Monday, March 23, 2015

The Million-Dollar Man


I’ve learned a lot from people over the years. Some lessons were more direct than others. This is a story of courage and persistence. When I went to work for “Sam”: I was a young, newly married 20-something. My husband and I were classic D.I.N.K.’s, (Double Income No Kids) couple living the Rocky Mountain high life that many dream about

That's him. The million-dollar man
My job at Sam’s firm quickly evolved – I quickly rose through the ranks becoming a department head responsible for the company’s major accounts throughout the U.S. With the responsibility, came the pressure to sell. You see, Sam believed that I was a natural salesperson – cut from the same cloth he was.

As a wildly successful CEO, Sam was a former Special Forces Officer in Vietnam who was always “packing.” In the industry that our company dominated, he was revered and said to “have a silver tongue.” He lived the life of a cowboy in the rural mountainous range of Colorado, raising horses amidst sacred Indian burial grounds. At the time, Sam was 60-something and each morning he sauntered into the office, decked out in hip hugging Wranglers that were flattering in a Cowboy Up kind of way. He had silver hair, a perfect set of gleaming white teeth, and more pairs of custom cowboy boots and hats than I could count.

I never met Sam until after I was hired. My office was situated around the corner from his and mid-morning, I heard him yelling a co-worker’s name at the top of his lungs. Little did I realize, but this habit would become the stuff that made us stick. Months later, Sam was yelling MY NAME at the top of his lungs. At first, I would jump up, as if someone had placed a hot brand on my rear quarters and bolt into his office, flushed and out of breath. Later I found myself kidding Sam about “using the expensive paging system again.”

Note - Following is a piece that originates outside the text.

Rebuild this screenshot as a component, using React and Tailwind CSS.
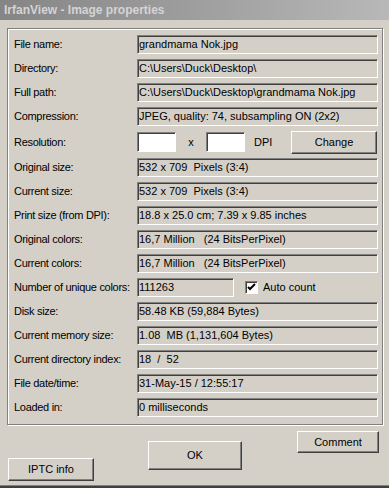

Throughout the course of my career, Sam became an unlikely mentor. We would sit in his office – he behind a massive, overly intimidating wood desk and me on the other side (miles away) and have deep philosophical talks about business and success. Most of our conversations ended with Sam inquiring about when I wanted to “start selling?” I kept telling him “I just can’t do it. I just cannot see myself asking people for money – asking them to sign a contract. I’m much more comfortable selling ideas and concepts.”
One day, Sam was particularly intent on changing my mind and I asked him point blank: “Okay Sam, how do you do it? How do you ask someone for One Million Dollars? His answer was poignantly simple: You just ask.

I got it that day. I realized that the only thing holding anyone back from reaching their potential – whether it be monetary or otherwise was simply asking.

A few short years later, I was hired as the Marketing Director for a successful design firm. Interestingly, the position turned into one of sales. In just ten months, I was solely responsible for $300,000 in new sales and contributing to over a half-million in others.

The mystery of “could I sell?” was solved.

It turns out, Sam was right. I could sell. Just not then and not there.
A few months after my departure, Sam sold the company and, being the brave and wandering adventurer he was, sold everything (cowboy boots and all). Last I heard he was combing the beaches of Baja. No doubt glittering like the million-dollar man that he is.